> _Task requirements_
Retype the records that come next, word for word.

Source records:
* * * * * * * * *

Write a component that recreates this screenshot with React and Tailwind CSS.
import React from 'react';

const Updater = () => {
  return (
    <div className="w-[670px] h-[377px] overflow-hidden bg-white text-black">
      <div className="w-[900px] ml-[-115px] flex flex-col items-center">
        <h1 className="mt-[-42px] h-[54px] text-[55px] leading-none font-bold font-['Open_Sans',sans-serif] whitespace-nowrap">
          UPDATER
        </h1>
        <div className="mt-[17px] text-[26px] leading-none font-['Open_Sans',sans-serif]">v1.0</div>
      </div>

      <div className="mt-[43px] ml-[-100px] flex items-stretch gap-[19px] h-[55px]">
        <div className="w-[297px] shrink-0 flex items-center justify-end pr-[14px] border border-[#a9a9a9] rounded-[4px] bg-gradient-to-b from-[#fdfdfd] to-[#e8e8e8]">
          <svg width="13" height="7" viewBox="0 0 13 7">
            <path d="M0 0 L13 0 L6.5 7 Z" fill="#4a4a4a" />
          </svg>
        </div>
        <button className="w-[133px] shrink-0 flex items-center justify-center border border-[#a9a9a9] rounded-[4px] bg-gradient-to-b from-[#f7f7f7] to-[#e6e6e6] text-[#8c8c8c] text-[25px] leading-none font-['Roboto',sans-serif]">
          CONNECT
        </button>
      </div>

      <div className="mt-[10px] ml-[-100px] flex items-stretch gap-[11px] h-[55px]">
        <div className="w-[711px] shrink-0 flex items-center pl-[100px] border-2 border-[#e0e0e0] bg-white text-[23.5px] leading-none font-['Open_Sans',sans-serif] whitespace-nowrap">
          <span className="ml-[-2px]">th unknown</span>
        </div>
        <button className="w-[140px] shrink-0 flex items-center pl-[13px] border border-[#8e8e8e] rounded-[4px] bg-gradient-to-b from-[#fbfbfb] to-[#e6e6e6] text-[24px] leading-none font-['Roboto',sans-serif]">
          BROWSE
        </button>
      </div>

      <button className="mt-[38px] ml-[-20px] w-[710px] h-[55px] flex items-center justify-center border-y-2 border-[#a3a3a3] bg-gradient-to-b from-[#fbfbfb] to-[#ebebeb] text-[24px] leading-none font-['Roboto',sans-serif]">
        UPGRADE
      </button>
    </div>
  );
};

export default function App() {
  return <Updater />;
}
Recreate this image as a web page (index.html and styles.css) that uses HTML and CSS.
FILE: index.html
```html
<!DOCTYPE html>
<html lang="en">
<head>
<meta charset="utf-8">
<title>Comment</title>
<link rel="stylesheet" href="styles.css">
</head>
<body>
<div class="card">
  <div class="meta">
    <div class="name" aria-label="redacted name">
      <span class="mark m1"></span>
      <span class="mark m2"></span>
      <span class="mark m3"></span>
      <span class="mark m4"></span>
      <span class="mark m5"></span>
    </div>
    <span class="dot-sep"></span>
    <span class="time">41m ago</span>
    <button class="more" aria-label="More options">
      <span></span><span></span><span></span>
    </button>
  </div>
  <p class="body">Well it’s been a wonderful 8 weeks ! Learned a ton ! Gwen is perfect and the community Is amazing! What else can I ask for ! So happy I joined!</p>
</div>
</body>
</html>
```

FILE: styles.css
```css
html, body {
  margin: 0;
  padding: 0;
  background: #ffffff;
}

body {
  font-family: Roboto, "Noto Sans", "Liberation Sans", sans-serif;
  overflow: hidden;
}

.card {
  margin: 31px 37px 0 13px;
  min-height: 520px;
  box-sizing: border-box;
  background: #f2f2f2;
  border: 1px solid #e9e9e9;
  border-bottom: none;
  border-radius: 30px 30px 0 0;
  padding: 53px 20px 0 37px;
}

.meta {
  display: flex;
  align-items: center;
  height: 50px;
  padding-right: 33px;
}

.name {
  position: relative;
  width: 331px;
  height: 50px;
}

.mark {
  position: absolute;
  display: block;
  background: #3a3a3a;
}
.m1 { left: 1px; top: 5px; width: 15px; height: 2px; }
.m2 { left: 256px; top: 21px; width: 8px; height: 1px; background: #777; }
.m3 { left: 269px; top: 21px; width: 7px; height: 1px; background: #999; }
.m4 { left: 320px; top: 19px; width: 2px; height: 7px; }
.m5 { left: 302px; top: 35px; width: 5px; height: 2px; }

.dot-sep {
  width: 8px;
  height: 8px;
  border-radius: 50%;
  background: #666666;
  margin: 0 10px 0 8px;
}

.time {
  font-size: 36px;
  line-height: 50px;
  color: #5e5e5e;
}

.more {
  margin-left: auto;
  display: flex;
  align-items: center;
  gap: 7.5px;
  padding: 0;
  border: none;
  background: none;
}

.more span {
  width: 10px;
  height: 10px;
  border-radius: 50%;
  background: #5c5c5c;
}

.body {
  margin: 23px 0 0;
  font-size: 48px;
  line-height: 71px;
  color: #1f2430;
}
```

* * * * * * * * *

> _The response_
Write a component that recreates this screenshot with React and Tailwind CSS.
import React from 'react';

const Updater = () => {
  return (
    <div className="w-[670px] h-[377px] overflow-hidden bg-white text-black">
      <div className="w-[900px] ml-[-115px] flex flex-col items-center">
        <h1 className="mt-[-42px] h-[54px] text-[55px] leading-none font-bold font-['Open_Sans',sans-serif] whitespace-nowrap">
          UPDATER
        </h1>
        <div className="mt-[17px] text-[26px] leading-none font-['Open_Sans',sans-serif]">v1.0</div>
      </div>

      <div className="mt-[43px] ml-[-100px] flex items-stretch gap-[19px] h-[55px]">
        <div className="w-[297px] shrink-0 flex items-center justify-end pr-[14px] border border-[#a9a9a9] rounded-[4px] bg-gradient-to-b from-[#fdfdfd] to-[#e8e8e8]">
          <svg width="13" height="7" viewBox="0 0 13 7">
            <path d="M0 0 L13 0 L6.5 7 Z" fill="#4a4a4a" />
          </svg>
        </div>
        <button className="w-[133px] shrink-0 flex items-center justify-center border border-[#a9a9a9] rounded-[4px] bg-gradient-to-b from-[#f7f7f7] to-[#e6e6e6] text-[#8c8c8c] text-[25px] leading-none font-['Roboto',sans-serif]">
          CONNECT
        </button>
      </div>

      <div className="mt-[10px] ml-[-100px] flex items-stretch gap-[11px] h-[55px]">
        <div className="w-[711px] shrink-0 flex items-center pl-[100px] border-2 border-[#e0e0e0] bg-white text-[23.5px] leading-none font-['Open_Sans',sans-serif] whitespace-nowrap">
          <span className="ml-[-2px]">th unknown</span>
        </div>
        <button className="w-[140px] shrink-0 flex items-center pl-[13px] border border-[#8e8e8e] rounded-[4px] bg-gradient-to-b from-[#fbfbfb] to-[#e6e6e6] text-[24px] leading-none font-['Roboto',sans-serif]">
          BROWSE
        </button>
      </div>

      <button className="mt-[38px] ml-[-20px] w-[710px] h-[55px] flex items-center justify-center border-y-2 border-[#a3a3a3] bg-gradient-to-b from-[#fbfbfb] to-[#ebebeb] text-[24px] leading-none font-['Roboto',sans-serif]">
        UPGRADE
      </button>
    </div>
  );
};

export default function App() {
  return <Updater />;
}
Recreate this image as a web page (index.html and styles.css) that uses HTML and CSS.
FILE: index.html
```html
<!DOCTYPE html>
<html lang="en">
<head>
<meta charset="utf-8">
<title>Comment</title>
<link rel="stylesheet" href="styles.css">
</head>
<body>
<div class="card">
  <div class="meta">
    <div class="name" aria-label="redacted name">
      <span class="mark m1"></span>
      <span class="mark m2"></span>
      <span class="mark m3"></span>
      <span class="mark m4"></span>
      <span class="mark m5"></span>
    </div>
    <span class="dot-sep"></span>
    <span class="time">41m ago</span>
    <button class="more" aria-label="More options">
      <span></span><span></span><span></span>
    </button>
  </div>
  <p class="body">Well it’s been a wonderful 8 weeks ! Learned a ton ! Gwen is perfect and the community Is amazing! What else can I ask for ! So happy I joined!</p>
</div>
</body>
</html>
```

FILE: styles.css
```css
html, body {
  margin: 0;
  padding: 0;
  background: #ffffff;
}

body {
  font-family: Roboto, "Noto Sans", "Liberation Sans", sans-serif;
  overflow: hidden;
}

.card {
  margin: 31px 37px 0 13px;
  min-height: 520px;
  box-sizing: border-box;
  background: #f2f2f2;
  border: 1px solid #e9e9e9;
  border-bottom: none;
  border-radius: 30px 30px 0 0;
  padding: 53px 20px 0 37px;
}

.meta {
  display: flex;
  align-items: center;
  height: 50px;
  padding-right: 33px;
}

.name {
  position: relative;
  width: 331px;
  height: 50px;
}

.mark {
  position: absolute;
  display: block;
  background: #3a3a3a;
}
.m1 { left: 1px; top: 5px; width: 15px; height: 2px; }
.m2 { left: 256px; top: 21px; width: 8px; height: 1px; background: #777; }
.m3 { left: 269px; top: 21px; width: 7px; height: 1px; background: #999; }
.m4 { left: 320px; top: 19px; width: 2px; height: 7px; }
.m5 { left: 302px; top: 35px; width: 5px; height: 2px; }

.dot-sep {
  width: 8px;
  height: 8px;
  border-radius: 50%;
  background: #666666;
  margin: 0 10px 0 8px;
}

.time {
  font-size: 36px;
  line-height: 50px;
  color: #5e5e5e;
}

.more {
  margin-left: auto;
  display: flex;
  align-items: center;
  gap: 7.5px;
  padding: 0;
  border: none;
  background: none;
}

.more span {
  width: 10px;
  height: 10px;
  border-radius: 50%;
  background: #5c5c5c;
}

.body {
  margin: 23px 0 0;
  font-size: 48px;
  line-height: 71px;
  color: #1f2430;
}
```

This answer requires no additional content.